*TO DO*:
The lines beneath this instruction, from the first through the one containing "import React from", must be transcribed exactly; no other line belongs in the output.

*SUPPLIED DATA*:

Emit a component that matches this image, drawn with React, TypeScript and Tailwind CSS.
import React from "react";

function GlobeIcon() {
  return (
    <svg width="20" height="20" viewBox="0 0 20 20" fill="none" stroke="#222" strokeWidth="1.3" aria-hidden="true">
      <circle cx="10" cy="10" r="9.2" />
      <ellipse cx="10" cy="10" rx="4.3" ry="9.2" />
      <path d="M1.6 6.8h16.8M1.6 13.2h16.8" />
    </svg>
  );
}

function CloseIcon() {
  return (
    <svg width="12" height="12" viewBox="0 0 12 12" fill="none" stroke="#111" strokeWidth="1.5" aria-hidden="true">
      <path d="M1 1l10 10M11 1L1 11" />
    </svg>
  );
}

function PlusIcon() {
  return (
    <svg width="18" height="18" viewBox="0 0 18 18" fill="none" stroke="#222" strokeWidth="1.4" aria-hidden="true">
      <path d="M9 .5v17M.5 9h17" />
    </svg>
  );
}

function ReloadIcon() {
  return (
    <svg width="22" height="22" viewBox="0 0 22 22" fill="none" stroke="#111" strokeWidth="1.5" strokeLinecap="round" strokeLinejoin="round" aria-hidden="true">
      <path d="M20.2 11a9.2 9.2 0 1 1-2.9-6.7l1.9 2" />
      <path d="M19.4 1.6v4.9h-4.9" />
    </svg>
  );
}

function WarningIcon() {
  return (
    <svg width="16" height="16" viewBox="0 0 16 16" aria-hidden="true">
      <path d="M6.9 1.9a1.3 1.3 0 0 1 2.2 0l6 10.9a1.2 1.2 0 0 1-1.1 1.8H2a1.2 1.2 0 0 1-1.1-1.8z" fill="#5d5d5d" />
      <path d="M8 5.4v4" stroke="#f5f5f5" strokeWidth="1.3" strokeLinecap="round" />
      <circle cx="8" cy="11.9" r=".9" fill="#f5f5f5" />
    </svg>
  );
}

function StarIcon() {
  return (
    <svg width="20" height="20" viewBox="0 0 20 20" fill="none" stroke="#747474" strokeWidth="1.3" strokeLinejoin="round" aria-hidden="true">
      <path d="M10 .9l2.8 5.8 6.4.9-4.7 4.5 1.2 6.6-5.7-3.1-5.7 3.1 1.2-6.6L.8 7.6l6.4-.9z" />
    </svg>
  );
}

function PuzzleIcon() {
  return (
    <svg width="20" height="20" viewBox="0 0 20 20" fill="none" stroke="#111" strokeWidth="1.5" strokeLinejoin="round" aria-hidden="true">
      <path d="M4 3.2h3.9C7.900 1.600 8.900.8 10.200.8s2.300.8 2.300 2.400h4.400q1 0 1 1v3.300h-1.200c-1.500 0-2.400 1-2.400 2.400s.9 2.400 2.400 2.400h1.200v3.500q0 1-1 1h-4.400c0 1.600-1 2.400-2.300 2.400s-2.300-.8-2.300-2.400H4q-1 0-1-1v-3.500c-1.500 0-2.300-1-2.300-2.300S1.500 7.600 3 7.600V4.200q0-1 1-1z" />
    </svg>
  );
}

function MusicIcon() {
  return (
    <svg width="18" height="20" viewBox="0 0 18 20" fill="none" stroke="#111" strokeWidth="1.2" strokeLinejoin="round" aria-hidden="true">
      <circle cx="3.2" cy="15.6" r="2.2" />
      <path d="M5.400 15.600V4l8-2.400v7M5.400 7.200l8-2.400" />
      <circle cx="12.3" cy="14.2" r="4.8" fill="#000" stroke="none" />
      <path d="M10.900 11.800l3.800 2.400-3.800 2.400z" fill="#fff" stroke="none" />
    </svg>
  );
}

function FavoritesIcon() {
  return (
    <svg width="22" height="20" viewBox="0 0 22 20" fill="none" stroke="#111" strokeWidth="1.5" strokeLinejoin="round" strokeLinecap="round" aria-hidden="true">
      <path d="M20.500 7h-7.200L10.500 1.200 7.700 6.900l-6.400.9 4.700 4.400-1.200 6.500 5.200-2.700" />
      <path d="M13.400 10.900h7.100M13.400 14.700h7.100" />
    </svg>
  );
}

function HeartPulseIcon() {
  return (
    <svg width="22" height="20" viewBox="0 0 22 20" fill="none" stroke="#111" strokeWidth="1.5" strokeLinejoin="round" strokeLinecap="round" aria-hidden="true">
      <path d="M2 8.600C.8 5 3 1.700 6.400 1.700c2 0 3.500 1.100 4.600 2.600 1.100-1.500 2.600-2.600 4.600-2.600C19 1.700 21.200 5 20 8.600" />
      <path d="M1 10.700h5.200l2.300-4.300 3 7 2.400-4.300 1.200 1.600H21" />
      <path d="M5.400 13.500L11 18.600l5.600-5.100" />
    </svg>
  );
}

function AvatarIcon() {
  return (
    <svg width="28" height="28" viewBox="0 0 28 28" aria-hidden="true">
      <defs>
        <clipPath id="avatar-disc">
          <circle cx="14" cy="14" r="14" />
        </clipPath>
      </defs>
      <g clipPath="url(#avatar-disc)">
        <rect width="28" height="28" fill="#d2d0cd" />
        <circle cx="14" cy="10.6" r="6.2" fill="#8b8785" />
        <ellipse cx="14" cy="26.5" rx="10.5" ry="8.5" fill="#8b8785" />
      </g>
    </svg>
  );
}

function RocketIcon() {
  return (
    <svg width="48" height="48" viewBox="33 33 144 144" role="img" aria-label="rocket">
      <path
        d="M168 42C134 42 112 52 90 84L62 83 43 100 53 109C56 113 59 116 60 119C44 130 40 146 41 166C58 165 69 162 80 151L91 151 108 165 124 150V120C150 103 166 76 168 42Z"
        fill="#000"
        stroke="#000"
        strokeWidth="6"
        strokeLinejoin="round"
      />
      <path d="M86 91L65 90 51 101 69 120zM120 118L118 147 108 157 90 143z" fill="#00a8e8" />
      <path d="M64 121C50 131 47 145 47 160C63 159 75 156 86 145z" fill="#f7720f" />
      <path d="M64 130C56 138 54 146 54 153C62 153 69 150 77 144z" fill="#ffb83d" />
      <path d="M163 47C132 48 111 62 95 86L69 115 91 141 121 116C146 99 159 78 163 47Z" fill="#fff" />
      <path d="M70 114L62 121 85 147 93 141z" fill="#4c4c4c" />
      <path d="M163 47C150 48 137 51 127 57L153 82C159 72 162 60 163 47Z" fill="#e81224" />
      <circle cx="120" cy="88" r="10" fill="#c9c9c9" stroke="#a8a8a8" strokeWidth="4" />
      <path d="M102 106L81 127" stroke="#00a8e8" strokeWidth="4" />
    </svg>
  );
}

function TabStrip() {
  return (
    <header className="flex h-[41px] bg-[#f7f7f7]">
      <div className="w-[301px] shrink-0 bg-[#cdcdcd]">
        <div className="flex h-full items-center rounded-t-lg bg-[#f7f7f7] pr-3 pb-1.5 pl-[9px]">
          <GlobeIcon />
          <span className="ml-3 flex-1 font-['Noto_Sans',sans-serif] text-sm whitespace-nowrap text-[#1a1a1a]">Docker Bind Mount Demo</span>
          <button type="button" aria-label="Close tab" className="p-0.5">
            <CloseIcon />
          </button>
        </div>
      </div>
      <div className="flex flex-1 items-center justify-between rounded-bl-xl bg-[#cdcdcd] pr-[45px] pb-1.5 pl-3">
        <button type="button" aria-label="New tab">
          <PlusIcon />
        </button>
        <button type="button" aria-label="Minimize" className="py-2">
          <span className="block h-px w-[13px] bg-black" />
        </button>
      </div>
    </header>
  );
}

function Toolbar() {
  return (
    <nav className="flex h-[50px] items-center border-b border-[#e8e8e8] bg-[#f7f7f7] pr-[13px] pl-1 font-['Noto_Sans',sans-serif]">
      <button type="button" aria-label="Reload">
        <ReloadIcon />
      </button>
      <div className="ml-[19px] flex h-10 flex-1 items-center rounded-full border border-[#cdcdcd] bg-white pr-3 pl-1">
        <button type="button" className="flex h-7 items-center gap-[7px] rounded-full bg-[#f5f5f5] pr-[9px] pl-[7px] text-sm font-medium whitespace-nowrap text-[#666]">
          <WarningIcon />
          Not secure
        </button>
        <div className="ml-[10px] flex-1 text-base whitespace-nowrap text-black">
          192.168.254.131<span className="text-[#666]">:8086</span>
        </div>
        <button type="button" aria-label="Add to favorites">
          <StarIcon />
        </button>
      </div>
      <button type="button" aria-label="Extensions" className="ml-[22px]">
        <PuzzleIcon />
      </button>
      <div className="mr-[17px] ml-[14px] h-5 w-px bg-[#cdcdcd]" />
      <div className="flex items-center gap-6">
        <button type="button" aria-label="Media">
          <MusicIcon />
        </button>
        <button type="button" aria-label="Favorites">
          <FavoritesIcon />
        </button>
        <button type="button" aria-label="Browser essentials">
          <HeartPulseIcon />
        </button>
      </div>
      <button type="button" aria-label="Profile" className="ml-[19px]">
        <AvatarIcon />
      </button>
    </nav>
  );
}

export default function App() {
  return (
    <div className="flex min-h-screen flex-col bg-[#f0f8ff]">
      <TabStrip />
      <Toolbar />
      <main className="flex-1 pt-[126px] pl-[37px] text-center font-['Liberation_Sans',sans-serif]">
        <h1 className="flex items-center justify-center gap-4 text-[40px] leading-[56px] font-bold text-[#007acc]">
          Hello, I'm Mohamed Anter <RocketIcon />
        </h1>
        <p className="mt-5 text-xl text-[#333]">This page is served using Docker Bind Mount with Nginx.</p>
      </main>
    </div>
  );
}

*RESULT OF THE TASK*:
Emit a component that matches this image, drawn with React, TypeScript and Tailwind CSS.
import React from "react";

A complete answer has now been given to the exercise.